— START OF Recorded information —

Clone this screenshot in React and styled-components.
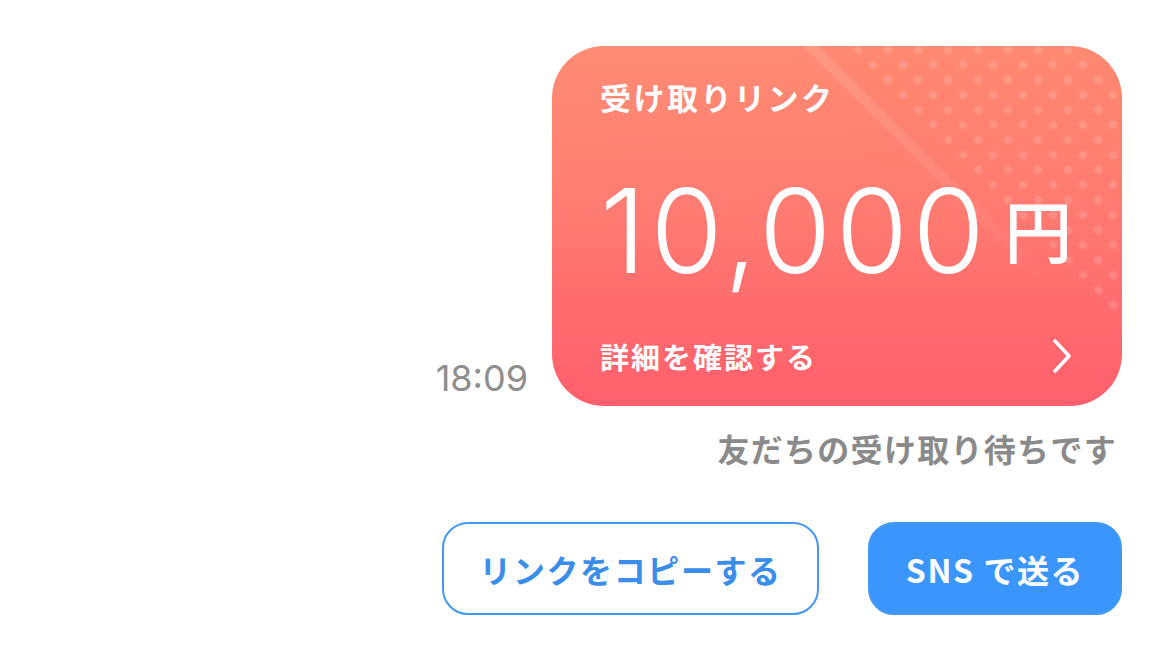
import React from 'react';
import styled, { createGlobalStyle } from 'styled-components';

const GlobalStyle = createGlobalStyle`
  html, body {
    margin: 0;
    padding: 0;
    background: #ffffff;
  }
  body {
    font-family: "Noto Sans CJK JP", "Noto Sans", sans-serif;
  }
`;

const Page = styled.div`
  display: flex;
  flex-direction: column;
  align-items: flex-end;
  padding: 46px 48px 0 0;
`;

const MessageRow = styled.div`
  display: flex;
  align-items: flex-end;
  gap: 24px;
`;

const Time = styled.span`
  font-family: Inter, "Noto Sans", sans-serif;
  font-size: 36px;
  line-height: 1;
  color: #8e8e8e;
  margin-bottom: 10px;
`;

const Card = styled.div`
  position: relative;
  overflow: hidden;
  width: 570px;
  height: 360px;
  box-sizing: border-box;
  padding: 30px 48px 0 48px;
  border-radius: 52px;
  background: linear-gradient(180deg, #ff8970 0%, #ff7a70 45%, #ff5f6d 100%);
  color: #ffffff;
  display: flex;
  flex-direction: column;
`;

const Decoration = styled.svg`
  position: absolute;
  inset: 0;
  pointer-events: none;
`;

const CardTitle = styled.div`
  position: relative;
  font-size: 31px;
  font-weight: 700;
  line-height: 42px;
  letter-spacing: 2.5px;
`;

const Amount = styled.div`
  position: relative;
  display: flex;
  align-items: flex-end;
  margin-top: 54px;
  height: 117px;
`;

const Digits = styled.span`
  font-family: Inter, "Noto Sans", sans-serif;
  font-weight: 300;
  font-size: 117px;
  line-height: 1;
  letter-spacing: 4.5px;
`;

const Yen = styled.span`
  font-size: 68px;
  font-weight: 500;
  line-height: 1;
  margin-left: 15px;
  margin-bottom: 26px;
`;

const DetailRow = styled.div`
  position: relative;
  display: flex;
  align-items: center;
  justify-content: space-between;
  margin-top: 47px;
  height: 40px;
`;

const DetailText = styled.span`
  font-size: 29px;
  font-weight: 700;
  letter-spacing: 2px;
`;

const Status = styled.div`
  margin-top: 20px;
  padding-right: 5px;
  font-size: 32px;
  font-weight: 700;
  color: #8a8a8a;
  line-height: 44px;
  letter-spacing: 1.3px;
`;

const Actions = styled.div`
  display: flex;
  gap: 49px;
  margin-top: 52px;
`;

const ActionButton = styled.button`
  box-sizing: border-box;
  height: 93px;
  width: ${p => p.$w}px;
  border-radius: 26px;
  border: 2.5px solid #4398f5;
  background: ${p => (p.$filled ? '#3a96fc' : '#ffffff')};
  color: ${p => (p.$filled ? '#ffffff' : '#3a8eea')};
  font-family: "Noto Sans CJK JP", "Noto Sans", sans-serif;
  font-size: 32px;
  font-weight: 700;
  letter-spacing: 1.6px;
  display: flex;
  align-items: center;
  justify-content: center;
  padding: 0;
`;

function CardDecoration() {
  return (
    <Decoration width="570" height="360" viewBox="0 0 570 360">
      <defs>
        <pattern id="dots" x="-1.5" y="-3.5" width="30" height="30" patternUnits="userSpaceOnUse">
          <circle cx="7.5" cy="7.5" r="4.2" fill="#ffffff" />
          <circle cx="22.5" cy="22.5" r="4.2" fill="#ffffff" />
        </pattern>
        <linearGradient id="streak" x1="0" y1="0" x2="1" y2="1">
          <stop offset="0" stopColor="#ffffff" stopOpacity="0.12" />
          <stop offset="0.7" stopColor="#ffffff" stopOpacity="0.06" />
          <stop offset="1" stopColor="#ffffff" stopOpacity="0" />
        </linearGradient>
        <linearGradient id="sheen" x1="0" y1="0" x2="1" y2="1">
          <stop offset="0" stopColor="#ffffff" stopOpacity="0.05" />
          <stop offset="1" stopColor="#ffffff" stopOpacity="0" />
        </linearGradient>
      </defs>
      <polygon points="0,0 258,0 460,202 0,202" fill="url(#sheen)" opacity="0.6" />
      <polygon points="251,0 267,0 500,233 484,233" fill="url(#streak)" />
      <polygon points="297,0 570,0 570,273" fill="url(#dots)" opacity="0.14" />
    </Decoration>
  );
}

function Chevron() {
  return (
    <svg width="24" height="36" viewBox="0 0 24 36" fill="none">
      <path d="M5 3 L19 18 L5 33" stroke="#ffffff" strokeWidth="3.6" strokeLinecap="round" strokeLinejoin="round" />
    </svg>
  );
}

export default function App() {
  return (
    <>
      <GlobalStyle />
      <Page>
        <MessageRow>
          <Time>18:09</Time>
          <Card>
            <CardDecoration />
            <CardTitle>受け取りリンク</CardTitle>
            <Amount>
              <Digits>10,000</Digits>
              <Yen>円</Yen>
            </Amount>
            <DetailRow>
              <DetailText>詳細を確認する</DetailText>
              <Chevron />
            </DetailRow>
          </Card>
        </MessageRow>
        <Status>友だちの受け取り待ちです</Status>
        <Actions>
          <ActionButton $w={377}>リンクをコピーする</ActionButton>
          <ActionButton $w={254} $filled>SNS で送る</ActionButton>
        </Actions>
      </Page>
    </>
  );
}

— END OF Recorded information —

Required work: Extract every line above containing the word "React".

Expected output:
Clone this screenshot in React and styled-components.
import React from 'react';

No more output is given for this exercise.